I had a story in Politico yesterday about the indictment of Paul Manafort and the pathetic state of laws for foreign lobbyists in Washington. The story got good play and quite a bit of people commented about it on Facebook and Twitter. That’s very helpful, and so is the fact that Politico cut parts of the story because now I’m going to take the outtakes — and they were good, just off topic — plus the comments plus part of the Politico story and some things I just thought of now and turn it all into a killer post on Russiagate.
You can read about Manafort anywhere and the Politico story is here, but I basically described all the ways that foreign lobbyists can evade the rules under the Foreign Agents Registration Act, or FARA. Probably the most interesting revelation in the story was contained in this paragraph:
And here’s another trick that’s even better, and it’s not just used by Russia. Let’s say a government wants a lobbyist or someone else to do some work for them in Washington. Maybe it’s lobbying and maybe it’s not exactly lobbying. The country simply has a major American law firm hire the lobbyist or PR executive, and now you’re not lobbying for Russia, you’re providing litigation support for a certified American law firm. And it’s 100 percent legal and outside the purview of the ever more meaningless FARA statute.

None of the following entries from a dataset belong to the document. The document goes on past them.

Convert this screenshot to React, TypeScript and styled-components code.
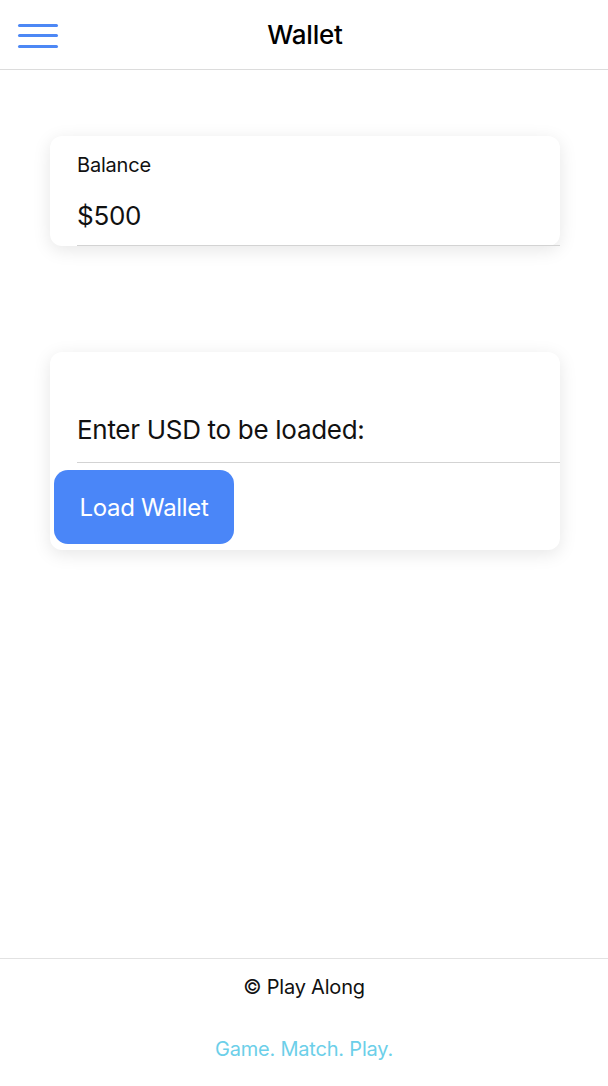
import React from "react";
import styled, { createGlobalStyle } from "styled-components";

const Global = createGlobalStyle`
  html, body { margin: 0; padding: 0; background: #ffffff; }
  body { font-family: Inter, "Helvetica Neue", "Liberation Sans", sans-serif; color: #111; }
  * { box-sizing: border-box; }
`;

const Page = styled.div`
  min-height: 100vh;
  display: flex;
  flex-direction: column;
`;

const Header = styled.header`
  height: 70px;
  border-bottom: 1px solid #dcdcdc;
  display: grid;
  grid-template-columns: 1fr auto 1fr;
  align-items: center;
  padding: 0 18px 0 18px;
`;

const MenuButton = styled.button`
  width: 40px;
  height: 24px;
  padding: 0;
  border: 0;
  background: transparent;
  display: flex;
  flex-direction: column;
  justify-content: space-between;
  justify-self: start;
  margin-top: 2px;
`;

const MenuLine = styled.span`
  display: block;
  height: 3px;
  border-radius: 2px;
  background: #4d88f5;
`;

const Title = styled.h1`
  margin: 0 0 0 2px;
  font-size: 26px;
  font-weight: 500;
  color: #000;
  letter-spacing: -0.2px;
`;

const Main = styled.main`
  flex: 1;
  display: flex;
  flex-direction: column;
  align-items: center;
  padding: 66px 0 0 2px;
  gap: 106px;
`;

const Card = styled.section`
  width: 510px;
  background: #fff;
  border-radius: 12px;
  box-shadow: 0 4px 18px rgba(0, 0, 0, 0.1);
  display: flex;
  flex-direction: column;
`;

const Field = styled.div<{ $top: number; $height: number }>`
  margin-left: 27px;
  padding-top: ${(p) => p.$top}px;
  height: ${(p) => p.$height}px;
  border-bottom: 1.5px solid #d3d3d3;
  display: flex;
  flex-direction: column;
`;

const Label = styled.div`
  font-size: 20px;
  line-height: 24px;
  color: #111;
  letter-spacing: -0.2px;
`;

const Value = styled.div<{ $mt: number }>`
  margin-top: ${(p) => p.$mt}px;
  font-size: 26px;
  line-height: 32px;
  color: #111;
  letter-spacing: -0.3px;
`;

const ButtonRow = styled.div`
  padding: 7px 0 6px 4px;
`;

const LoadButton = styled.button`
  width: 180px;
  height: 74px;
  border: 0;
  border-radius: 14px;
  background: #4a86f8;
  color: #fff;
  font-family: inherit;
  font-size: 24px;
  letter-spacing: -0.3px;
`;

const Footer = styled.footer`
  height: 128px;
  border-top: 1px solid #e2e2e2;
  display: flex;
  flex-direction: column;
  align-items: center;
`;

const Copy = styled.div`
  margin-top: 15px;
  font-size: 20px;
  line-height: 26px;
  color: #111;
  letter-spacing: -0.2px;
`;

const Tagline = styled.div`
  margin-top: 36px;
  font-size: 20px;
  line-height: 26px;
  color: #6ccfe9;
  letter-spacing: -0.2px;
`;

export default function App() {
  return (
    <Page>
      <Global />
      <Header>
        <MenuButton aria-label="Menu">
          <MenuLine />
          <MenuLine />
          <MenuLine />
        </MenuButton>
        <Title>Wallet</Title>
        <span />
      </Header>
      <Main>
        <Card>
          <Field $top={17} $height={110}>
            <Label>Balance</Label>
            <Value $mt={23}>$500</Value>
          </Field>
        </Card>
        <Card>
          <Field $top={62} $height={111}>
            <Value $mt={0}>Enter USD to be loaded:</Value>
          </Field>
          <ButtonRow>
            <LoadButton>Load Wallet</LoadButton>
          </ButtonRow>
        </Card>
      </Main>
      <Footer>
        <Copy>© Play Along</Copy>
        <Tagline>Game. Match. Play.</Tagline>
      </Footer>
    </Page>
  );
}
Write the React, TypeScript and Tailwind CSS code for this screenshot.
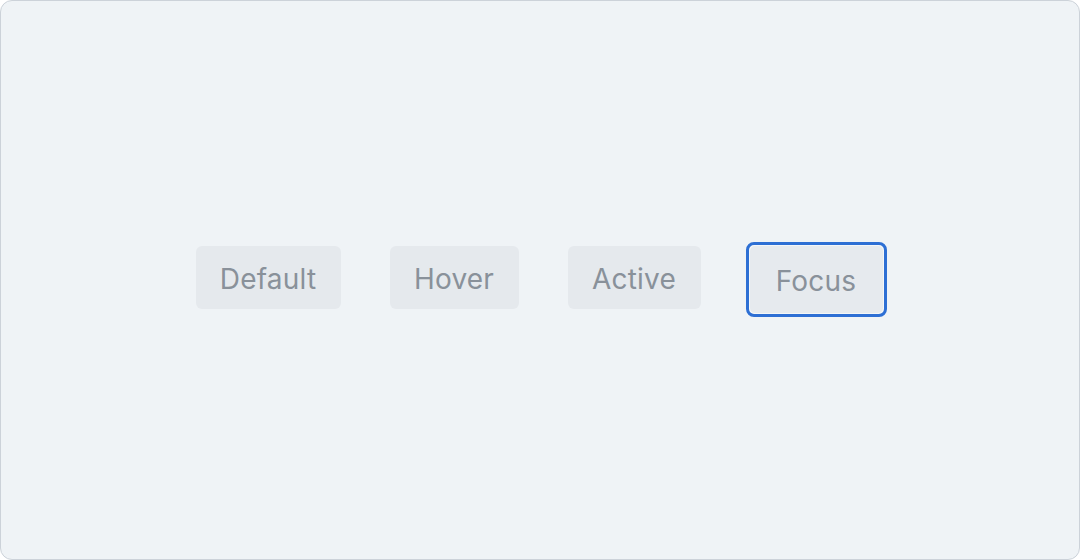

My editors at Politico, as noted, cut most of my thoughts about Robert Mueller’s Russiagate investigation. That was wise because they weren’t really relevant to the story. Furthermore, I hadn’t — and still haven’t — read almost anything about yesterday’s indictments. It seems that a guy whose name sounds like George Stephanopoulos is in a lot of hot water and that sounds like a good thing tho I wish Stephanopoulos was too, because he’s a total creep.
As far as Mueller’s investigation — and let me state now that I don’t share official DC’s love of this guy — I guess it will pick up steam as people like Manafort flip to try to save themselves. In any case, here’s what I wrote yesterday, lightly edited, that was cut and which is definitely worth reading:
Jeffrey Sommers commented on this on a post of Doug Henwood’s that generously praised my Politico story. He noted interesting parallels with Vladimir Putin selectively going after the oligarch Mikhail Khordokovsky, who I’m no fan of for reasons too complicated to go into here. Putin, Sommers wrote, “jailed him for engaging in the routine tax evasion practiced by all oligarchs. I shed zero tears for the guy, but the entire class of them should have received the same fate. The Manafort case represents the same. The post-Soviet space has seen an unending stream of well-connected US carpet-bagger lobbyists engaging in the same type of activities for which Manafort is going down for. Glad the guy is going down, but the ‘ship’ of fellow carpet-baggers going down should be Titanic-sized in scope.”